Because Maury was always honest, always sincere, always helpful, and delivered a ton of value, people liked him and trusted him. When Maury didn’t have a product or a solution to satisfy the customers’ needs, he told him that. What happened from there?
They trusted him even more and they always came back happier the next time. Maury was their furniture person, top of mind when it came to furniture. People referred their friends and family to him, and Maury was a tremendous note-taker.
He carried around this old, tattered briefcase with a notebook in it, probably from the 60s, and he would take notes by hand after every customer interaction.
And what would happen is when a vendor would release a new piece of furniture, like a living room collection, he’d review which customers own that collection, and then, during his downtime, he didn’t sit around and chitchat. He got on the phone, and he started making sales over the phone when that new piece came in.
People loved, trusted, and respected Maury so much they didn’t even need to come in to see that piece of furniture. They just knew that if Maury says they need it for their collection, and it fits into the room, deliver it.

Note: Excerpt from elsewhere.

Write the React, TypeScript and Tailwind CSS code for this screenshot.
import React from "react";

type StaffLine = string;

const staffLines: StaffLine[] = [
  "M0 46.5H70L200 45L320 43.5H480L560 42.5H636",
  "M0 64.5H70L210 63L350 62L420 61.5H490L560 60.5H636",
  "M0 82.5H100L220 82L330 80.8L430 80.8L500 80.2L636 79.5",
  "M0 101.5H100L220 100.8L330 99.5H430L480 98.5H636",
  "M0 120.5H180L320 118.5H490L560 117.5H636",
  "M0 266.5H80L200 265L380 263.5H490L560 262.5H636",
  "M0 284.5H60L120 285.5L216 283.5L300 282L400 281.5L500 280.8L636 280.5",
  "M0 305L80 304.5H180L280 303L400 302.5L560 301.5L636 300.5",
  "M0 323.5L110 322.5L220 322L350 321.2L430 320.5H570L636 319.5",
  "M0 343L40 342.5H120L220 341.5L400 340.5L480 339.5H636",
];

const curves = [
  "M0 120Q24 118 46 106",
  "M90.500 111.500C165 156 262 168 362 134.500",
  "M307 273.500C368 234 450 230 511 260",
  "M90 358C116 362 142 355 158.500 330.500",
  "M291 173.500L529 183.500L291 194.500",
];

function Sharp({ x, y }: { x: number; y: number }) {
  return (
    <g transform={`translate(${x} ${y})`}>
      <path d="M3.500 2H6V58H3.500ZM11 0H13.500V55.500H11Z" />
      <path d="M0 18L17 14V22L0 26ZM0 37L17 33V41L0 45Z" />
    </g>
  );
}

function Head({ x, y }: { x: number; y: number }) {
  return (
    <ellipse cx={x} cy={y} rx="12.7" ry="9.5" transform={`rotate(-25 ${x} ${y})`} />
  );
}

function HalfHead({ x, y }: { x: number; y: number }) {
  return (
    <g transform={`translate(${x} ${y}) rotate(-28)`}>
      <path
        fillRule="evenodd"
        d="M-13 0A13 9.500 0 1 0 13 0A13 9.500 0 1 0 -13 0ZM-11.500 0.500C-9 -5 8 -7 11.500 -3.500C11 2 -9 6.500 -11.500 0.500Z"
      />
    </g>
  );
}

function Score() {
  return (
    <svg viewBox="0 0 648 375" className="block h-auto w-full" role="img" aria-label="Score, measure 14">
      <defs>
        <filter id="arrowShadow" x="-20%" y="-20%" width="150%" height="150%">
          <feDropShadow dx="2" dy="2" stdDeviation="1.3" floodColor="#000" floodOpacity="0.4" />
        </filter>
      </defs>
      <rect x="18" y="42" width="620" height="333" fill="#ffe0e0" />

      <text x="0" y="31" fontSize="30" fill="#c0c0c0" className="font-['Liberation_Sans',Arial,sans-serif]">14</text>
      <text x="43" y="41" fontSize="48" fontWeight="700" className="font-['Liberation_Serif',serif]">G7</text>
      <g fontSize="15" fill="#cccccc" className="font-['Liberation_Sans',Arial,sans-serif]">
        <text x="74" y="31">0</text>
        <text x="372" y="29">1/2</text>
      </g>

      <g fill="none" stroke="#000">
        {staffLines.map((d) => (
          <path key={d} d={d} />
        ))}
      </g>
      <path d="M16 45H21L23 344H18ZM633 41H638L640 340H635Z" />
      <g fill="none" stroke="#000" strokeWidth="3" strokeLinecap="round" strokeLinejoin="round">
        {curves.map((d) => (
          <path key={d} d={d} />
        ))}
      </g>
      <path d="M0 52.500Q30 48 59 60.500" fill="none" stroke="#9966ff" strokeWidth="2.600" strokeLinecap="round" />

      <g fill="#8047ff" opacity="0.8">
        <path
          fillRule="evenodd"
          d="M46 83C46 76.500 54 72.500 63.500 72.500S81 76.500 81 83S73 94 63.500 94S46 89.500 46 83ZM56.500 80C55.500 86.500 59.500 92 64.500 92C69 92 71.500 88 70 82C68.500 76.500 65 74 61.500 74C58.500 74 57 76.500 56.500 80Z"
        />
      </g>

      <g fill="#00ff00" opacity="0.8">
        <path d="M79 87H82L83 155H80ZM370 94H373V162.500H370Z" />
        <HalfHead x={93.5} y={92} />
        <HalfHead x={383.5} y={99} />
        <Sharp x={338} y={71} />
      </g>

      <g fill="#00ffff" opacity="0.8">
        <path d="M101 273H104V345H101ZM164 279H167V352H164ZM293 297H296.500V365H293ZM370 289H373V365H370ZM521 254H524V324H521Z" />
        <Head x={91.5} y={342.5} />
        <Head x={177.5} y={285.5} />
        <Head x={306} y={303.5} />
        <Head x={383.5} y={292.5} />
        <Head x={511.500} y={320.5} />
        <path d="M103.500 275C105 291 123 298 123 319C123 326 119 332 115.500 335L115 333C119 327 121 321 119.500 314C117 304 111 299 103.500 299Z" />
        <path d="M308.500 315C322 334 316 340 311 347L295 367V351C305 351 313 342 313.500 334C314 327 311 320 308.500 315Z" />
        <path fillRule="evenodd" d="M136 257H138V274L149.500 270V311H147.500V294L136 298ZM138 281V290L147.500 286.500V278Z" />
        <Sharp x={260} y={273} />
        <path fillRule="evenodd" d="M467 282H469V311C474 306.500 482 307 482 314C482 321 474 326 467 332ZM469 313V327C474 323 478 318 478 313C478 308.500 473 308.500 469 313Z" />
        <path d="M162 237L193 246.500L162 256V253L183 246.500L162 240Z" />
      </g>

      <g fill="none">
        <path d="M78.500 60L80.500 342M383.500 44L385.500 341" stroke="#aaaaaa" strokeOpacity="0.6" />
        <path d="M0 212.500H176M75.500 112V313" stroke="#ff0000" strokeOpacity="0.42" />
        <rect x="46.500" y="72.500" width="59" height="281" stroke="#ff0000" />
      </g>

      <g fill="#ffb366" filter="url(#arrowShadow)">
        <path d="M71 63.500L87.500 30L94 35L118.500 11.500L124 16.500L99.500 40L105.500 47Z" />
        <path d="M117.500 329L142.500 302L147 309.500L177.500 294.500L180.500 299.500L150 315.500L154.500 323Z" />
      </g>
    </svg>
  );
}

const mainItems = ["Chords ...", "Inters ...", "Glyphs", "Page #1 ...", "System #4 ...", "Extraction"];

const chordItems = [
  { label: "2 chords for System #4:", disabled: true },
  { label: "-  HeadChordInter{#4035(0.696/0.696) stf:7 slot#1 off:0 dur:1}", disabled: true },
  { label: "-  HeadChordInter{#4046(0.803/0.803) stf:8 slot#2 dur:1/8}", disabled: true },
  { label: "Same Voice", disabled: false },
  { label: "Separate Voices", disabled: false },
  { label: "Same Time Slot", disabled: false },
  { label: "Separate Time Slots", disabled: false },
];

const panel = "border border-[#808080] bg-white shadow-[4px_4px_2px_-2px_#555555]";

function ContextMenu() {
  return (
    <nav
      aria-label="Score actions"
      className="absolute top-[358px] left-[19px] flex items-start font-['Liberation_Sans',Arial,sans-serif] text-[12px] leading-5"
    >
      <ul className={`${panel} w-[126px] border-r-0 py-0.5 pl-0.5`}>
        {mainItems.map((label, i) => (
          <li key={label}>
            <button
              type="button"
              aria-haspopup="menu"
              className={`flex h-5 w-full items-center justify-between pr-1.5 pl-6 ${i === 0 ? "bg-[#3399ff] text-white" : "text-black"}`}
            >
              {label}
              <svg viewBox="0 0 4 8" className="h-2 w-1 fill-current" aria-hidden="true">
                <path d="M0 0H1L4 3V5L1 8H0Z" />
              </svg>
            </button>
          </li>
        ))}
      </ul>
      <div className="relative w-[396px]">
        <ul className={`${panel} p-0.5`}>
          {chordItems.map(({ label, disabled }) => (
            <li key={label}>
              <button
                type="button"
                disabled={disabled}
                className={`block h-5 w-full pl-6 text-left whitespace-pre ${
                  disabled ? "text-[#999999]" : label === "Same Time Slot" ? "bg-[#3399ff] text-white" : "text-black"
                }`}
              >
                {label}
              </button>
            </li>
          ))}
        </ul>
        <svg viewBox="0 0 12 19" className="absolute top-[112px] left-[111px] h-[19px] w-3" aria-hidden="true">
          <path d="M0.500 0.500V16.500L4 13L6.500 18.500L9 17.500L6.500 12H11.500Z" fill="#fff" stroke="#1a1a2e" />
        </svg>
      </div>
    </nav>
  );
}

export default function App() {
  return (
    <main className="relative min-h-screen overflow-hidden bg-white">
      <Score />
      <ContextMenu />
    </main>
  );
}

That’s how good he was. But it didn’t start that way. It didn’t start that way for him when he was in his 20s, just like me.
He had no idea how to sell, but he was willing to learn the process and commit to doing the right thing for the right person at the right time.
And what was the result?
Well, it’s exactly what we preach at IAO every single day: small daily wins compound over time into massive results.
Today I want you to be like Maury. I want you to think like Maury. I want you to act like Maury.
Think about how you can position yourself today and determine the little things you can do to create long-lasting success in the future.